Data shown:
# # # #
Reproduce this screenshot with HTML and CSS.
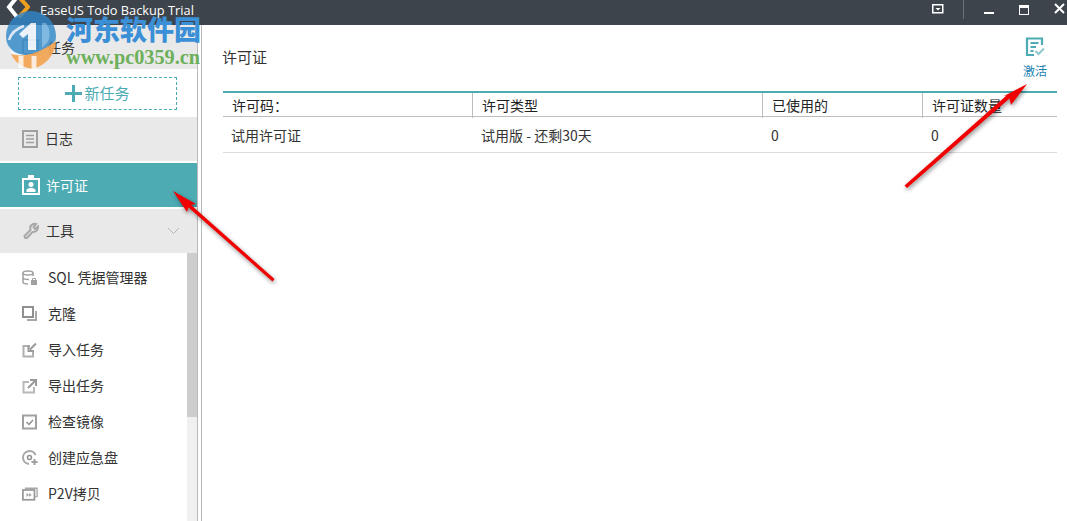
# # # #
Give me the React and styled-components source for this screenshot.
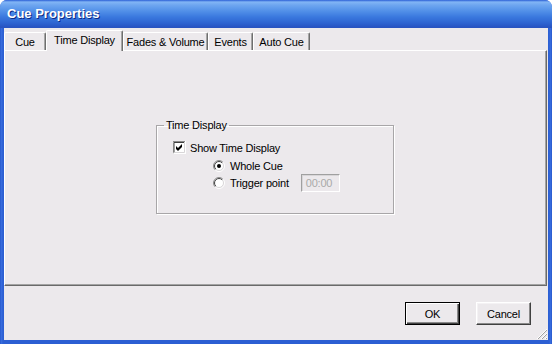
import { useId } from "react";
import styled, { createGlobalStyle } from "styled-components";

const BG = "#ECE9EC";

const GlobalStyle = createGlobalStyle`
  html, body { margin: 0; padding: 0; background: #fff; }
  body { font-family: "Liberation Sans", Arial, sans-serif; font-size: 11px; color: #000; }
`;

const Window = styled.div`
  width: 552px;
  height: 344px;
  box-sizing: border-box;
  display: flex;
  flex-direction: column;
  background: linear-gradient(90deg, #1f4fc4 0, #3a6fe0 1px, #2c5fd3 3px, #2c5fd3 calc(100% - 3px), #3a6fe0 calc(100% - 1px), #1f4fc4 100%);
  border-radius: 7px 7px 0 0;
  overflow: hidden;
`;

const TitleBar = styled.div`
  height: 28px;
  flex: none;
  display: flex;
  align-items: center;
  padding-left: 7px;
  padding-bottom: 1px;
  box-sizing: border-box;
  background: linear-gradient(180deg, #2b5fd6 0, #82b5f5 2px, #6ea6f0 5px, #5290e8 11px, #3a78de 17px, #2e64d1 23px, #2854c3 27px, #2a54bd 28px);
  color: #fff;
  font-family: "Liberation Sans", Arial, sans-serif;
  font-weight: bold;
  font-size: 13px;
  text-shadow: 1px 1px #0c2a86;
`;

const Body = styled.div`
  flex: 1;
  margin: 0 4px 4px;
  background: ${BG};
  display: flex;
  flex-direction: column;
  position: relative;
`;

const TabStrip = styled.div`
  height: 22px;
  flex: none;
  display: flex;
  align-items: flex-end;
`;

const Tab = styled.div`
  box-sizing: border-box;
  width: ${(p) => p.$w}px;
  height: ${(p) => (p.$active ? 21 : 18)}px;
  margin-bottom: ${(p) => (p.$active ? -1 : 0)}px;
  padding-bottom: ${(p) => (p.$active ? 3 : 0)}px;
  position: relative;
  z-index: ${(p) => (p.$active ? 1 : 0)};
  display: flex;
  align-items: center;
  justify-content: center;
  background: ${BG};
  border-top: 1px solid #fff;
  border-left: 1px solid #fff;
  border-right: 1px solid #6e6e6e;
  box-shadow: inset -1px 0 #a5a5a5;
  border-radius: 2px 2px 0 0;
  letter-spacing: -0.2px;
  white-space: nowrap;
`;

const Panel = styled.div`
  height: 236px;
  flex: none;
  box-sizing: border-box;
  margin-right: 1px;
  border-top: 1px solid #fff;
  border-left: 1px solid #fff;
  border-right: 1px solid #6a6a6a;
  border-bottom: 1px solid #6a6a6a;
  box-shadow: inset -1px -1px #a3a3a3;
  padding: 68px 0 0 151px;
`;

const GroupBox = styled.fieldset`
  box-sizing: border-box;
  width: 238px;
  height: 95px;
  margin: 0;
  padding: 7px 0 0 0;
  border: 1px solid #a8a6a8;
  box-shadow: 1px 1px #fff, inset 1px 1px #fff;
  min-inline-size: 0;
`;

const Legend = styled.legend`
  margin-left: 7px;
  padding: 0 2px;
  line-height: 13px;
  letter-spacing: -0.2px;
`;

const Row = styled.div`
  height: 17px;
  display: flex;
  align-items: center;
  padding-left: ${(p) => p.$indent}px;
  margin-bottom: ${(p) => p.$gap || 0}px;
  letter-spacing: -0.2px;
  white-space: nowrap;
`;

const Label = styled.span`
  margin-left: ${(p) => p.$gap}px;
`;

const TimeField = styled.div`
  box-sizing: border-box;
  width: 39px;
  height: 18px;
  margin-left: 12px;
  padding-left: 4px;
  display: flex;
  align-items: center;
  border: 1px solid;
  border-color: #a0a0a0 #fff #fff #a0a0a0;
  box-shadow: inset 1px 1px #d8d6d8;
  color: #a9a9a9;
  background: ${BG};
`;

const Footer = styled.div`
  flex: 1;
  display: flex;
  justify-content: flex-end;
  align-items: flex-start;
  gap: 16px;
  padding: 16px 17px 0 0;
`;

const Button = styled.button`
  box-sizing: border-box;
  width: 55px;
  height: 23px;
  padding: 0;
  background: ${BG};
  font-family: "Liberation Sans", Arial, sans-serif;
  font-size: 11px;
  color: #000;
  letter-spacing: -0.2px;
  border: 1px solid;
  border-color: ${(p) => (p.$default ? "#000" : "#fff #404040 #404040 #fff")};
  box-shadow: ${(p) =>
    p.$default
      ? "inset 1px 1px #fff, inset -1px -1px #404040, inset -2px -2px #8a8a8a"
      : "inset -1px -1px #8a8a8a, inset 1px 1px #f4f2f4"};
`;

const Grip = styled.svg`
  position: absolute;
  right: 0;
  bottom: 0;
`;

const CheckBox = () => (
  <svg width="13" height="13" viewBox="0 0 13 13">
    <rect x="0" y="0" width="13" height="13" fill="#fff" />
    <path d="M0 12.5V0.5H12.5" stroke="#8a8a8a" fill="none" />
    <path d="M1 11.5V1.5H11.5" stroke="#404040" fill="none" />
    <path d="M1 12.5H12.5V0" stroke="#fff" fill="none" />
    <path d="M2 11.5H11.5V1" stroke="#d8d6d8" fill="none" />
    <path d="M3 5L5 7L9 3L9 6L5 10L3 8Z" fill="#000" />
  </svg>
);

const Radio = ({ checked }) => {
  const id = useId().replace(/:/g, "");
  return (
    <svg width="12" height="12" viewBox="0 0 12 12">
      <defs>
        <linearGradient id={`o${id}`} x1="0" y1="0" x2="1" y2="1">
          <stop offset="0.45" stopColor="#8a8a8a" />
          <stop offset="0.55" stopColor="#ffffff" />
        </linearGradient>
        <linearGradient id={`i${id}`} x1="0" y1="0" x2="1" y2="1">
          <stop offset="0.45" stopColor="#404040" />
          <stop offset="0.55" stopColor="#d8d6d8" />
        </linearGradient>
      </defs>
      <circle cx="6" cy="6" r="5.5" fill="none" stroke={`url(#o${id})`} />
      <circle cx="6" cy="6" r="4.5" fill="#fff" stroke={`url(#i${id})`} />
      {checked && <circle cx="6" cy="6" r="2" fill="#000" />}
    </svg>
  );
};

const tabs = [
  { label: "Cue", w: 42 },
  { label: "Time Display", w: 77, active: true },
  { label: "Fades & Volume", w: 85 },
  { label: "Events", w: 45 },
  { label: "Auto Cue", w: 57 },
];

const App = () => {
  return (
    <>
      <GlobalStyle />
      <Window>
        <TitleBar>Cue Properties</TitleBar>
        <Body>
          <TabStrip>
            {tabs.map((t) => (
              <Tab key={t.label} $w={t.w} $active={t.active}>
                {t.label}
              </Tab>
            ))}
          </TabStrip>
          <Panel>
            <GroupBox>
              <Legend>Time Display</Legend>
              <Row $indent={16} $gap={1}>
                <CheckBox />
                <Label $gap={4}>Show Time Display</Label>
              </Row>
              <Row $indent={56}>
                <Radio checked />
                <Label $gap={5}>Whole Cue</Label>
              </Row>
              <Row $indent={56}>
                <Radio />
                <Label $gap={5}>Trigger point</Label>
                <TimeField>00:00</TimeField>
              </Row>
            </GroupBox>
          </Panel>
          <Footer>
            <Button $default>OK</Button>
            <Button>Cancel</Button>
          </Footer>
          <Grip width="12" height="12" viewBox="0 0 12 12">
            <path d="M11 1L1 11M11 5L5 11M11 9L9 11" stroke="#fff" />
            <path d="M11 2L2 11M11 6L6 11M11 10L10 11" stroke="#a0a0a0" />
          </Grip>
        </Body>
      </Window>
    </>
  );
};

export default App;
# # # #
Exercise task:
Examine the records and pull out every line where the string "this" occurs.

Problem solution:
Reproduce this screenshot with HTML and CSS.
Give me the React and styled-components source for this screenshot.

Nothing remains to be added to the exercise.